In my judgment - perhaps as a senior citizen, perhaps as someone who has done plenty of handicapping research - a lot seems to have been lost that deserves to be found. A lot is being taken for granted by thousands of modern players who may have jumped into the game without having to struggle with basic speed-figure calculations, basic class issues, and the increasing fragility of the consistent horse.

It may seem obvious to serious players that speed, class, and consistency remain vital elements to the handicapping equation, but it is truly rare to find a player that can integrate these and other fundamental elements to know which may prove dominant in a given race.

Consider the following questions to help make this point:

* Do you know when the top speed-figure horse is unlikely to have any edge at all? Putting this another way, why would you trust a horse who earned the top figure while loose on the lead if he is going to face more pace pressure today?

* Do you give extra points to a class-dropping horse set to face weaker or slower rivals? Or, are you willing to downgrade a horse who ran sharply for $50,000 claiming two weeks ago and is is dropping to $25,000 today? Can you read between the lines?

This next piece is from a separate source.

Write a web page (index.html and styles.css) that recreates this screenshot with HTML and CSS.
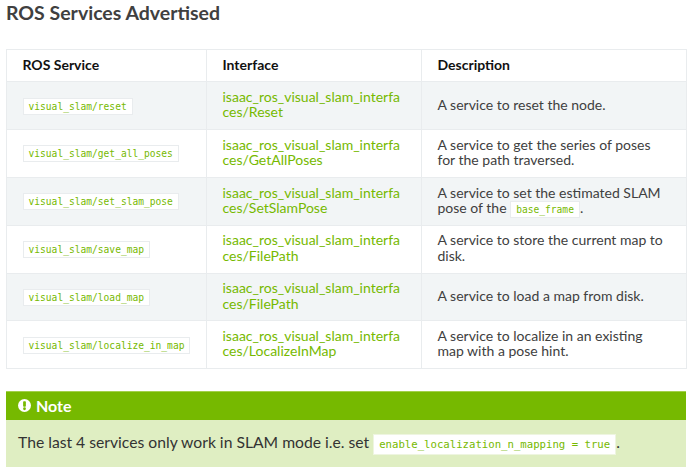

* When you encounter a horse with one win that has finished in the money a dozen straight times should you think exacta or trifecta or simply toss him out? Do you know to look for key changes that could lead to improvement, or is this horse likely to repeat his penchant for minor awards?

* When you encounter a consistent horse who also is the top speed figure in the field and who will meet weaker company, do you swallow the short price and key him in all your multi-race exotics? Or, do you look at the prospective pace of the race and the distance, or other factors that could lead to an upset? If you want some insight into this question, I would suggest looking at the Cigar Mile and Hollywood Derby, both run last weekend.

In the Cigar Mile, half the world practically conceded the race to the dominating Breeders' Cup Sprint winner Midnight Lute, a double Grade 1 winner with high Beyers. In the Hollywood Derby, Nobiz Like Shobiz was unanimously praised as "the horse to beat" by virtue of his three turf wins and a good fourth in the BC Mile. Yet, Midnight Lute was defeated by front-running and steadily improving Daaher and Nobiz Like Shobiz was never a factor while the improving Daytona controlled the pace as expected to win the Hollywood Derby.

Win or lose, did you consider the possibilities?

In the old days, good handicappers did not have all the advantages you and I possess in the 21st century. But the game has not changed as much as most people believe. Horses with subtle advantages can be strong contenders. Sometimes they may be slightly fastest or the one most likely to outbreak the field. Sometimes they may be the classiest horse or the most consistent, and sometimes they will combine those elements or possess a subtle pace edge that can trump all three. When to use what element is the secret of handicapping and to uncover that formula requires the best tool you will ever come across.

It is not found in your computer; it is not in any of the good books out there; and it is not on any website. Just as in the 1960s, the best handicapping tool you will ever need is located in a space you cannot see - right smack dab between your ears.